Delek U.S. had a net loss of $88.1 million in the third quarter. Of that, its refining business lost $17.8 million. Its profit margin on gasoline, known as a crack spread, was down 58% from one year ago. The business expects to reduce its capital expenditures by 40% across the company and streamline operations at the Krotz Springs refinery to improve its cash flow by $200 million in 2021. 

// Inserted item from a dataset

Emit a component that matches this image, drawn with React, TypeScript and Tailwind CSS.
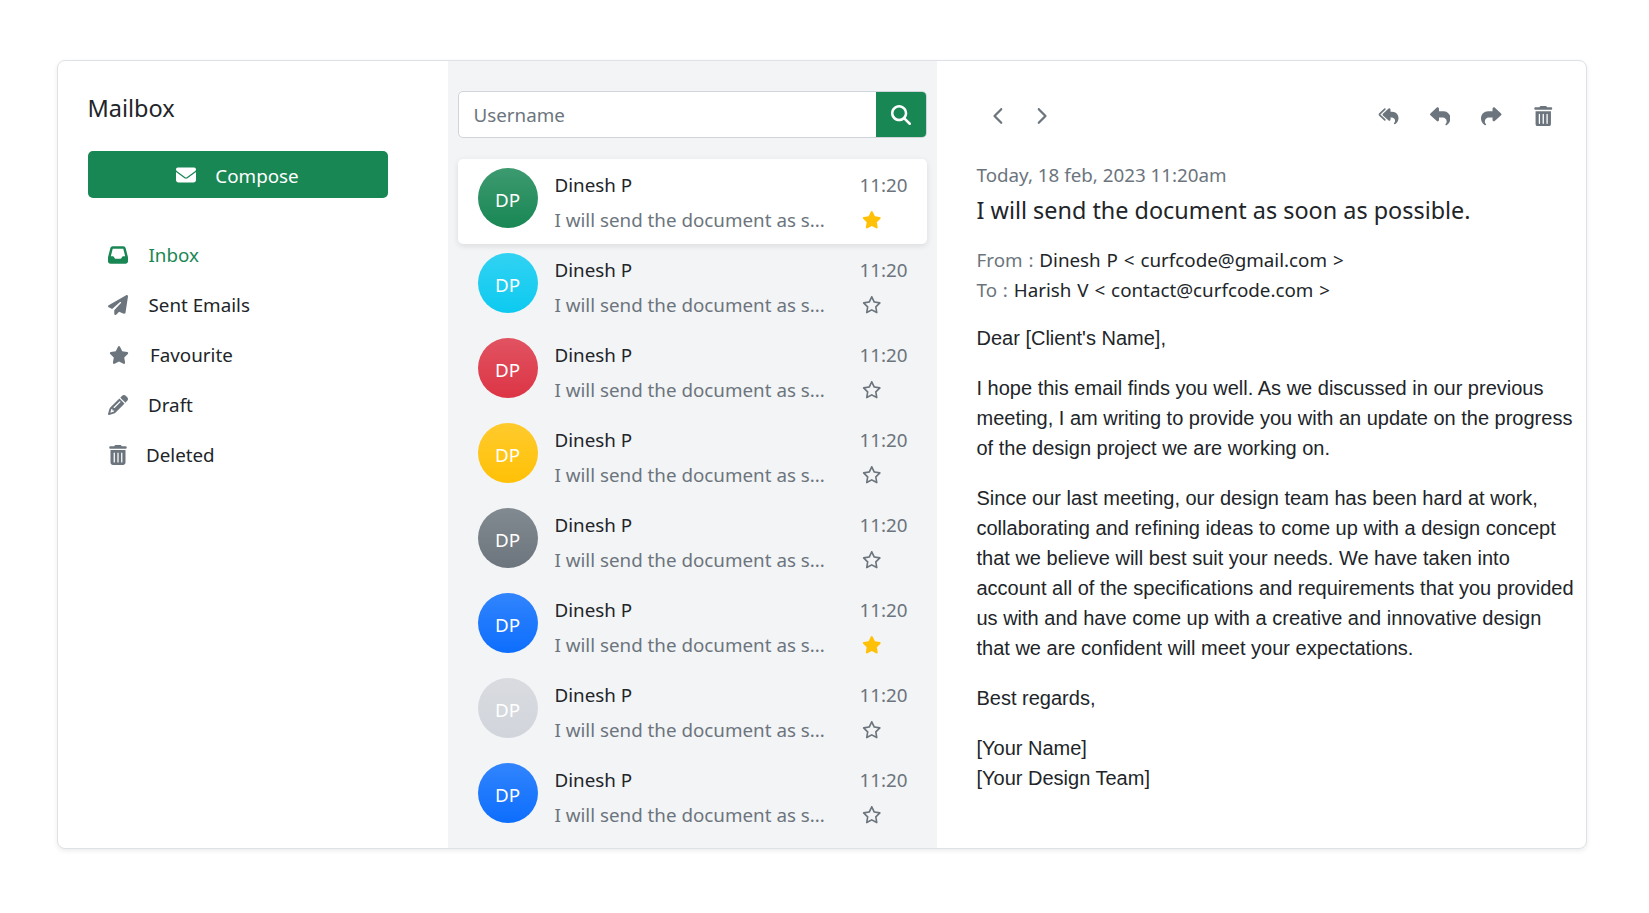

In April 2019, the company spent $138 million to build an alkylation unit, which added "additional flexibility" at the refinery and it was supposed to help make it less dependent upon crack spreads. In May 2019, Delek U.S. estimated it would spend $150 million at the Krotz Springs site over a five-year time frame and add 30 new jobs. At the time, the company was offered a performance-based state grant up to $7.5 million over a four-year period for infrastructure improvements to its dock terminal at the Port of Krotz Springs in addition to the Industrial Tax Exemption and Quality jobs programs. 

Meanwhile, Calcasieu Refining nearby Lake Charles, which was built in 1977, has idled operations at its 128,000 barrel per day operation and is laying off dozens of workers by the end of the year. Royal Dutch Shell is closing its Convent facility, which opened in 1967 and has capacity up to 211,100 barrels each day. It employs 700 Shell workers and 400 contract workers.

Only a few crude oil refineries have been built since 2000, nearly all of which are in Texas and range between 25,000 barrels of crude oil each day to 60,000 barrels, according to the Energy Information Administration.